--- DATA SEGMENT ---
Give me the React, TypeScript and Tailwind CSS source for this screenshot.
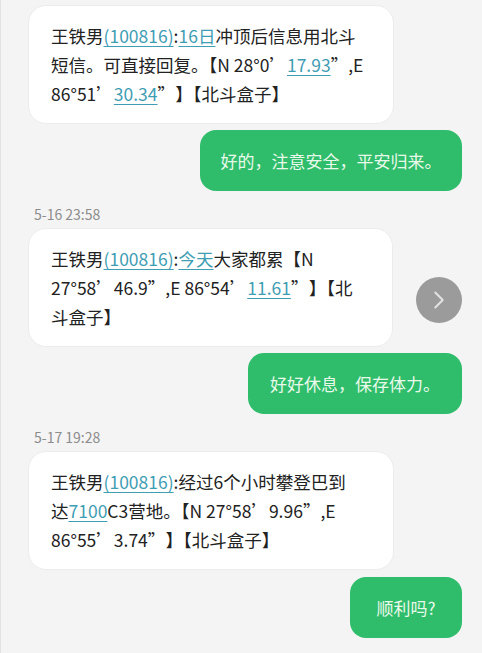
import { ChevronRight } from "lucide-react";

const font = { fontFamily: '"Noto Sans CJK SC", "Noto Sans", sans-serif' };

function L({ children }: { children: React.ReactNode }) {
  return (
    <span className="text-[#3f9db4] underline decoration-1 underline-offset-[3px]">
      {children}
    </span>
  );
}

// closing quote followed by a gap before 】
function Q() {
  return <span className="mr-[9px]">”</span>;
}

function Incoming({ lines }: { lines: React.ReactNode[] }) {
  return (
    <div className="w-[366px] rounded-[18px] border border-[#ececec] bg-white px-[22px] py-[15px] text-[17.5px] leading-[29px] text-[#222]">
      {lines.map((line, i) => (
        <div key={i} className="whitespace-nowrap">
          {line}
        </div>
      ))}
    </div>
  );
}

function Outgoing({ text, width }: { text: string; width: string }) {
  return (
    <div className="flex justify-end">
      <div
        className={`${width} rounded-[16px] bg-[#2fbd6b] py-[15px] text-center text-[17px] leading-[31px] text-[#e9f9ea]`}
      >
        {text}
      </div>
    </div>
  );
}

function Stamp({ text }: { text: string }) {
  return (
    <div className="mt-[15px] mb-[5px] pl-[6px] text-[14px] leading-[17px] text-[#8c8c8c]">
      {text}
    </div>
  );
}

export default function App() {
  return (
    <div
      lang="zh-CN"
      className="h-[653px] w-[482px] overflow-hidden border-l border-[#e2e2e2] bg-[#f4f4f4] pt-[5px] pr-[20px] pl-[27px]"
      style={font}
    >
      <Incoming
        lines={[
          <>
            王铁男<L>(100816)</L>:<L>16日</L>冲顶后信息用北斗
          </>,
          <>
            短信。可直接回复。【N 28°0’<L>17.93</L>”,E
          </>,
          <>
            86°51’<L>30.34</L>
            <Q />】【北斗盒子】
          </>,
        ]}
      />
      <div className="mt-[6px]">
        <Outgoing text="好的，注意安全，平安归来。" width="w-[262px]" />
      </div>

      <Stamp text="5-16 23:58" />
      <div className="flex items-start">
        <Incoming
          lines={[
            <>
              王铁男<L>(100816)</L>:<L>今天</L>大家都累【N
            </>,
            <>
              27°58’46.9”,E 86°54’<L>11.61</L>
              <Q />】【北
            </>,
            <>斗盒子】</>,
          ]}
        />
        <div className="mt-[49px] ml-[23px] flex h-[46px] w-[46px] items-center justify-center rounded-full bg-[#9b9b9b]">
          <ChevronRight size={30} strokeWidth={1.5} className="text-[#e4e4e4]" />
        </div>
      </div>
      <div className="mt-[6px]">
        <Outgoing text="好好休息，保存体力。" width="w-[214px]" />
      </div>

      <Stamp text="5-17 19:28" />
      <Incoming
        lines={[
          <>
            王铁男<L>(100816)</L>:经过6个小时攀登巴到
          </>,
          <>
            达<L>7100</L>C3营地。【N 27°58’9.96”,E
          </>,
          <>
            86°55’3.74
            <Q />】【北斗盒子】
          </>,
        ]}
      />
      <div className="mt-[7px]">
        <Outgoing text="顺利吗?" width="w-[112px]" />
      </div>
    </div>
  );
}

--- REQUIRED WORK ---
Repeat the data above exactly, but not the pictures.

--- ANSWER IN FULL ---
Give me the React, TypeScript and Tailwind CSS source for this screenshot.
import { ChevronRight } from "lucide-react";

const font = { fontFamily: '"Noto Sans CJK SC", "Noto Sans", sans-serif' };

function L({ children }: { children: React.ReactNode }) {
  return (
    <span className="text-[#3f9db4] underline decoration-1 underline-offset-[3px]">
      {children}
    </span>
  );
}

// closing quote followed by a gap before 】
function Q() {
  return <span className="mr-[9px]">”</span>;
}

function Incoming({ lines }: { lines: React.ReactNode[] }) {
  return (
    <div className="w-[366px] rounded-[18px] border border-[#ececec] bg-white px-[22px] py-[15px] text-[17.5px] leading-[29px] text-[#222]">
      {lines.map((line, i) => (
        <div key={i} className="whitespace-nowrap">
          {line}
        </div>
      ))}
    </div>
  );
}

function Outgoing({ text, width }: { text: string; width: string }) {
  return (
    <div className="flex justify-end">
      <div
        className={`${width} rounded-[16px] bg-[#2fbd6b] py-[15px] text-center text-[17px] leading-[31px] text-[#e9f9ea]`}
      >
        {text}
      </div>
    </div>
  );
}

function Stamp({ text }: { text: string }) {
  return (
    <div className="mt-[15px] mb-[5px] pl-[6px] text-[14px] leading-[17px] text-[#8c8c8c]">
      {text}
    </div>
  );
}

export default function App() {
  return (
    <div
      lang="zh-CN"
      className="h-[653px] w-[482px] overflow-hidden border-l border-[#e2e2e2] bg-[#f4f4f4] pt-[5px] pr-[20px] pl-[27px]"
      style={font}
    >
      <Incoming
        lines={[
          <>
            王铁男<L>(100816)</L>:<L>16日</L>冲顶后信息用北斗
          </>,
          <>
            短信。可直接回复。【N 28°0’<L>17.93</L>”,E
          </>,
          <>
            86°51’<L>30.34</L>
            <Q />】【北斗盒子】
          </>,
        ]}
      />
      <div className="mt-[6px]">
        <Outgoing text="好的，注意安全，平安归来。" width="w-[262px]" />
      </div>

      <Stamp text="5-16 23:58" />
      <div className="flex items-start">
        <Incoming
          lines={[
            <>
              王铁男<L>(100816)</L>:<L>今天</L>大家都累【N
            </>,
            <>
              27°58’46.9”,E 86°54’<L>11.61</L>
              <Q />】【北
            </>,
            <>斗盒子】</>,
          ]}
        />
        <div className="mt-[49px] ml-[23px] flex h-[46px] w-[46px] items-center justify-center rounded-full bg-[#9b9b9b]">
          <ChevronRight size={30} strokeWidth={1.5} className="text-[#e4e4e4]" />
        </div>
      </div>
      <div className="mt-[6px]">
        <Outgoing text="好好休息，保存体力。" width="w-[214px]" />
      </div>

      <Stamp text="5-17 19:28" />
      <Incoming
        lines={[
          <>
            王铁男<L>(100816)</L>:经过6个小时攀登巴到
          </>,
          <>
            达<L>7100</L>C3营地。【N 27°58’9.96”,E
          </>,
          <>
            86°55’3.74
            <Q />】【北斗盒子】
          </>,
        ]}
      />
      <div className="mt-[7px]">
        <Outgoing text="顺利吗?" width="w-[112px]" />
      </div>
    </div>
  );
}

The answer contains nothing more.